* [Task to complete]:
Reproduce the listing below without changes, except that pictures are left out.

+===+

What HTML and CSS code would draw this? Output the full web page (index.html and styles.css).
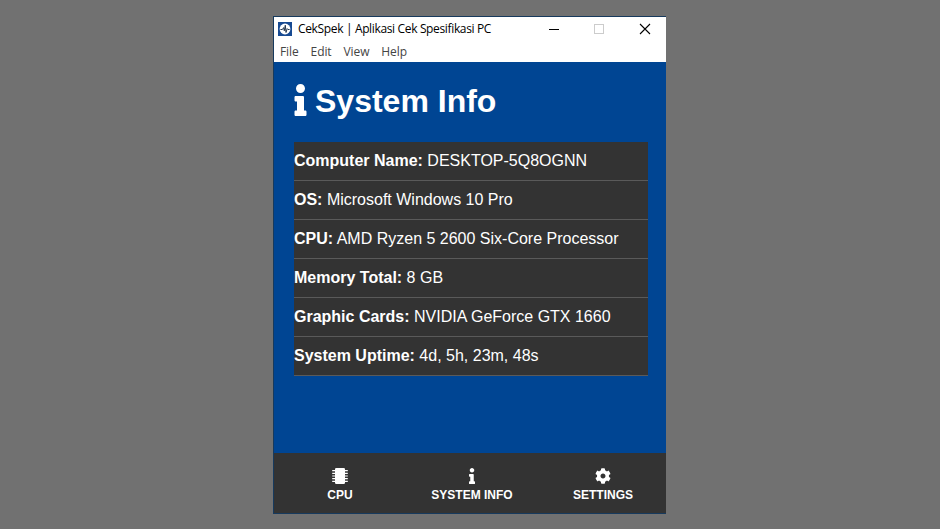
FILE: index.html
```html
<!DOCTYPE html>
<html lang="id">
<head>
<meta charset="utf-8">
<title>CekSpek</title>
<link rel="stylesheet" href="styles.css">
</head>
<body>
<svg class="defs" aria-hidden="true">
  <symbol id="info" viewBox="0 0 192 512"><path d="M20 424.229h20V279.771H20c-11.046 0-20-8.954-20-20V212c0-11.046 8.954-20 20-20h112c11.046 0 20 8.954 20 20v212.229h20c11.046 0 20 8.954 20 20V492c0 11.046-8.954 20-20 20H20c-11.046 0-20-8.954-20-20v-47.771c0-11.046 8.954-20 20-20zM96 0C56.235 0 24 32.235 24 72s32.235 72 72 72 72-32.235 72-72S135.764 0 96 0z"/></symbol>
</svg>
<main class="window">
  <header class="titlebar">
    <svg class="logo" viewBox="0 0 14 14"><rect width="14" height="14" fill="#174a92"/><circle cx="7" cy="7" r="5.4" fill="#fff"/><path d="M2.4 7.5h2L5.6 5.6 6.3 8.8 7.3 3.2 8 10.5 9.2 6.6 10 7.5H11.6" fill="none" stroke="#26384f"/></svg>
    <span class="title">CekSpek | Aplikasi Cek Spesifikasi PC</span>
    <div class="controls">
      <svg viewBox="0 0 10 10"><path d="M0 5.5h10" stroke="#000"/></svg>
      <svg viewBox="0 0 10 10"><rect x=".5" y=".5" width="9" height="9" stroke="#ccc" fill="none"/></svg>
      <svg viewBox="0 0 10 10"><path d="M0 0l10 10M10 0L0 10" stroke="#000" stroke-width="1.1"/></svg>
    </div>
  </header>
  <nav class="menu"><span>File</span><span>Edit</span><span>View</span><span>Help</span></nav>
  <section class="content">
    <h1><svg class="h-icon"><use href="#info"/></svg>System Info</h1>
    <ul class="specs">
      <li><strong>Computer Name:</strong> DESKTOP-5Q8OGNN</li>
      <li><strong>OS:</strong> Microsoft Windows 10 Pro</li>
      <li><strong>CPU:</strong> AMD Ryzen 5 2600 Six-Core Processor</li>
      <li><strong>Memory Total:</strong> 8 GB</li>
      <li><strong>Graphic Cards:</strong> NVIDIA GeForce GTX 1660</li>
      <li><strong>System Uptime:</strong> 4d, 5h, 23m, 48s</li>
    </ul>
  </section>
  <nav class="tabs">
    <div class="tab">
      <svg viewBox="0 0 18 16"><rect x="4" width="10" height="16" rx="1.3"/><path d="M1.2 2.6h15.6M1.2 5.3h15.6M1.2 8h15.6M1.2 10.7h15.6M1.2 13.4h15.6" stroke="#fff" stroke-width="1.2"/></svg>
      <span>CPU</span>
    </div>
    <div class="tab"><svg><use href="#info"/></svg><span>SYSTEM INFO</span></div>
    <div class="tab">
      <svg viewBox="0 0 512 512"><path d="M487.4 315.7l-42.6-24.6c4.3-23.2 4.3-47 0-70.2l42.6-24.6c4.9-2.8 7.1-8.6 5.5-14-11.1-35.6-30-67.8-54.7-94.6-3.8-4.1-10-5.1-14.8-2.3L380.8 110c-17.9-15.4-38.5-27.3-60.8-35.1V25.8c0-5.6-3.9-10.5-9.4-11.7-36.7-8.2-74.3-7.8-109.2 0-5.5 1.2-9.4 6.1-9.4 11.7V75c-22.2 7.9-42.8 19.8-60.8 35.1L88.7 85.5c-4.9-2.8-11-1.9-14.8 2.3-24.7 26.7-43.6 58.9-54.7 94.6-1.7 5.4.6 11.2 5.5 14L67.3 221c-4.3 23.2-4.3 47 0 70.2l-42.6 24.6c-4.9 2.8-7.1 8.6-5.5 14 11.1 35.6 30 67.8 54.7 94.6 3.8 4.1 10 5.1 14.8 2.3l42.6-24.6c17.9 15.4 38.5 27.3 60.8 35.1v49.2c0 5.6 3.9 10.5 9.4 11.7 36.7 8.2 74.3 7.8 109.2 0 5.5-1.2 9.4-6.1 9.4-11.7v-49.2c22.2-7.9 42.8-19.8 60.8-35.1l42.6 24.6c4.9 2.8 11 1.9 14.8-2.3 24.7-26.7 43.6-58.9 54.7-94.6 1.5-5.5-.7-11.3-5.6-14.1zM256 336c-44.1 0-80-35.9-80-80s35.9-80 80-80 80 35.9 80 80-35.9 80-80 80z"/></svg>
      <span>SETTINGS</span>
    </div>
  </nav>
</main>
</body>
</html>
```
FILE: styles.css
```css
* { box-sizing: border-box; }
body {
  margin: 0;
  height: 529px;
  padding: 16px 0 0 273px;
  background: #717171;
  font: 16px/20px "Liberation Sans", Arial, sans-serif;
  color: #fff;
  overflow: hidden;
}
.defs { display: none; }
.window {
  width: 393px;
  height: 498px;
  border: 1px solid #173a5d;
  border-right: 0;
  display: flex;
  flex-direction: column;
}
.titlebar {
  height: 25px;
  background: #fff;
  color: #000;
  display: flex;
  align-items: center;
  padding: 0 0 2px 4px;
  font: 12px/16px "Open Sans", "Noto Sans", sans-serif;
}
.logo { width: 14px; height: 14px; margin-right: 6px; }
.title { letter-spacing: -0.35px; white-space: nowrap; }
.controls { margin-left: auto; display: flex; gap: 36px; padding-right: 16px; }
.controls svg { width: 10px; height: 10px; display: block; overflow: visible; }
.controls svg:first-child { margin-right: -1px; }
.menu {
  height: 20px;
  background: #fff;
  color: #444;
  display: flex;
  gap: 12px;
  padding-left: 6px;
  letter-spacing: -0.1px;
  font: 12px/20px "Open Sans", "Noto Sans", sans-serif;
}
.content {
  height: 391px;
  background: #004593;
  padding: 20px 18px 0 20px;
}
h1 {
  margin: 0 0 22px;
  font-size: 32px;
  line-height: 38px;
  display: flex;
  align-items: center;
  gap: 9px;
}
.h-icon { width: 13px; height: 32px; margin: 0 -1px 2px 0; fill: #fff; }
.specs { list-style: none; margin: 0; padding: 0; background: #333; }
.specs li { height: 39px; line-height: 38px; border-bottom: 1px solid #5a5a5a; white-space: nowrap; }
.tabs {
  flex: 1;
  background: #333;
  display: grid;
  grid-template-columns: 132px 132px 1fr;
  padding-top: 15px;
}
.tab { display: flex; flex-direction: column; align-items: center; font: bold 12px/14px "Liberation Sans", Arial, sans-serif; }
.tab:last-child { padding-left: 2px; }
.tab svg { width: 18px; height: 16px; fill: #fff; margin-bottom: 4px; }
```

+===+

* [Result of the exercise]:
What HTML and CSS code would draw this? Output the full web page (index.html and styles.css).
FILE: index.html
```html
<!DOCTYPE html>
<html lang="id">
<head>
<meta charset="utf-8">
<title>CekSpek</title>
<link rel="stylesheet" href="styles.css">
</head>
<body>
<svg class="defs" aria-hidden="true">
  <symbol id="info" viewBox="0 0 192 512"><path d="M20 424.229h20V279.771H20c-11.046 0-20-8.954-20-20V212c0-11.046 8.954-20 20-20h112c11.046 0 20 8.954 20 20v212.229h20c11.046 0 20 8.954 20 20V492c0 11.046-8.954 20-20 20H20c-11.046 0-20-8.954-20-20v-47.771c0-11.046 8.954-20 20-20zM96 0C56.235 0 24 32.235 24 72s32.235 72 72 72 72-32.235 72-72S135.764 0 96 0z"/></symbol>
</svg>
<main class="window">
  <header class="titlebar">
    <svg class="logo" viewBox="0 0 14 14"><rect width="14" height="14" fill="#174a92"/><circle cx="7" cy="7" r="5.4" fill="#fff"/><path d="M2.4 7.5h2L5.6 5.6 6.3 8.8 7.3 3.2 8 10.5 9.2 6.6 10 7.5H11.6" fill="none" stroke="#26384f"/></svg>
    <span class="title">CekSpek | Aplikasi Cek Spesifikasi PC</span>
    <div class="controls">
      <svg viewBox="0 0 10 10"><path d="M0 5.5h10" stroke="#000"/></svg>
      <svg viewBox="0 0 10 10"><rect x=".5" y=".5" width="9" height="9" stroke="#ccc" fill="none"/></svg>
      <svg viewBox="0 0 10 10"><path d="M0 0l10 10M10 0L0 10" stroke="#000" stroke-width="1.1"/></svg>
    </div>
  </header>
  <nav class="menu"><span>File</span><span>Edit</span><span>View</span><span>Help</span></nav>
  <section class="content">
    <h1><svg class="h-icon"><use href="#info"/></svg>System Info</h1>
    <ul class="specs">
      <li><strong>Computer Name:</strong> DESKTOP-5Q8OGNN</li>
      <li><strong>OS:</strong> Microsoft Windows 10 Pro</li>
      <li><strong>CPU:</strong> AMD Ryzen 5 2600 Six-Core Processor</li>
      <li><strong>Memory Total:</strong> 8 GB</li>
      <li><strong>Graphic Cards:</strong> NVIDIA GeForce GTX 1660</li>
      <li><strong>System Uptime:</strong> 4d, 5h, 23m, 48s</li>
    </ul>
  </section>
  <nav class="tabs">
    <div class="tab">
      <svg viewBox="0 0 18 16"><rect x="4" width="10" height="16" rx="1.3"/><path d="M1.2 2.6h15.6M1.2 5.3h15.6M1.2 8h15.6M1.2 10.7h15.6M1.2 13.4h15.6" stroke="#fff" stroke-width="1.2"/></svg>
      <span>CPU</span>
    </div>
    <div class="tab"><svg><use href="#info"/></svg><span>SYSTEM INFO</span></div>
    <div class="tab">
      <svg viewBox="0 0 512 512"><path d="M487.4 315.7l-42.6-24.6c4.3-23.2 4.3-47 0-70.2l42.6-24.6c4.9-2.8 7.1-8.6 5.5-14-11.1-35.6-30-67.8-54.7-94.6-3.8-4.1-10-5.1-14.8-2.3L380.8 110c-17.9-15.4-38.5-27.3-60.8-35.1V25.8c0-5.6-3.9-10.5-9.4-11.7-36.7-8.2-74.3-7.8-109.2 0-5.5 1.2-9.4 6.1-9.4 11.7V75c-22.2 7.9-42.8 19.8-60.8 35.1L88.7 85.5c-4.9-2.8-11-1.9-14.8 2.3-24.7 26.7-43.6 58.9-54.7 94.6-1.7 5.4.6 11.2 5.5 14L67.3 221c-4.3 23.2-4.3 47 0 70.2l-42.6 24.6c-4.9 2.8-7.1 8.6-5.5 14 11.1 35.6 30 67.8 54.7 94.6 3.8 4.1 10 5.1 14.8 2.3l42.6-24.6c17.9 15.4 38.5 27.3 60.8 35.1v49.2c0 5.6 3.9 10.5 9.4 11.7 36.7 8.2 74.3 7.8 109.2 0 5.5-1.2 9.4-6.1 9.4-11.7v-49.2c22.2-7.9 42.8-19.8 60.8-35.1l42.6 24.6c4.9 2.8 11 1.9 14.8-2.3 24.7-26.7 43.6-58.9 54.7-94.6 1.5-5.5-.7-11.3-5.6-14.1zM256 336c-44.1 0-80-35.9-80-80s35.9-80 80-80 80 35.9 80 80-35.9 80-80 80z"/></svg>
      <span>SETTINGS</span>
    </div>
  </nav>
</main>
</body>
</html>
```
FILE: styles.css
```css
* { box-sizing: border-box; }
body {
  margin: 0;
  height: 529px;
  padding: 16px 0 0 273px;
  background: #717171;
  font: 16px/20px "Liberation Sans", Arial, sans-serif;
  color: #fff;
  overflow: hidden;
}
.defs { display: none; }
.window {
  width: 393px;
  height: 498px;
  border: 1px solid #173a5d;
  border-right: 0;
  display: flex;
  flex-direction: column;
}
.titlebar {
  height: 25px;
  background: #fff;
  color: #000;
  display: flex;
  align-items: center;
  padding: 0 0 2px 4px;
  font: 12px/16px "Open Sans", "Noto Sans", sans-serif;
}
.logo { width: 14px; height: 14px; margin-right: 6px; }
.title { letter-spacing: -0.35px; white-space: nowrap; }
.controls { margin-left: auto; display: flex; gap: 36px; padding-right: 16px; }
.controls svg { width: 10px; height: 10px; display: block; overflow: visible; }
.controls svg:first-child { margin-right: -1px; }
.menu {
  height: 20px;
  background: #fff;
  color: #444;
  display: flex;
  gap: 12px;
  padding-left: 6px;
  letter-spacing: -0.1px;
  font: 12px/20px "Open Sans", "Noto Sans", sans-serif;
}
.content {
  height: 391px;
  background: #004593;
  padding: 20px 18px 0 20px;
}
h1 {
  margin: 0 0 22px;
  font-size: 32px;
  line-height: 38px;
  display: flex;
  align-items: center;
  gap: 9px;
}
.h-icon { width: 13px; height: 32px; margin: 0 -1px 2px 0; fill: #fff; }
.specs { list-style: none; margin: 0; padding: 0; background: #333; }
.specs li { height: 39px; line-height: 38px; border-bottom: 1px solid #5a5a5a; white-space: nowrap; }
.tabs {
  flex: 1;
  background: #333;
  display: grid;
  grid-template-columns: 132px 132px 1fr;
  padding-top: 15px;
}
.tab { display: flex; flex-direction: column; align-items: center; font: bold 12px/14px "Liberation Sans", Arial, sans-serif; }
.tab:last-child { padding-left: 2px; }
.tab svg { width: 18px; height: 16px; fill: #fff; margin-bottom: 4px; }
```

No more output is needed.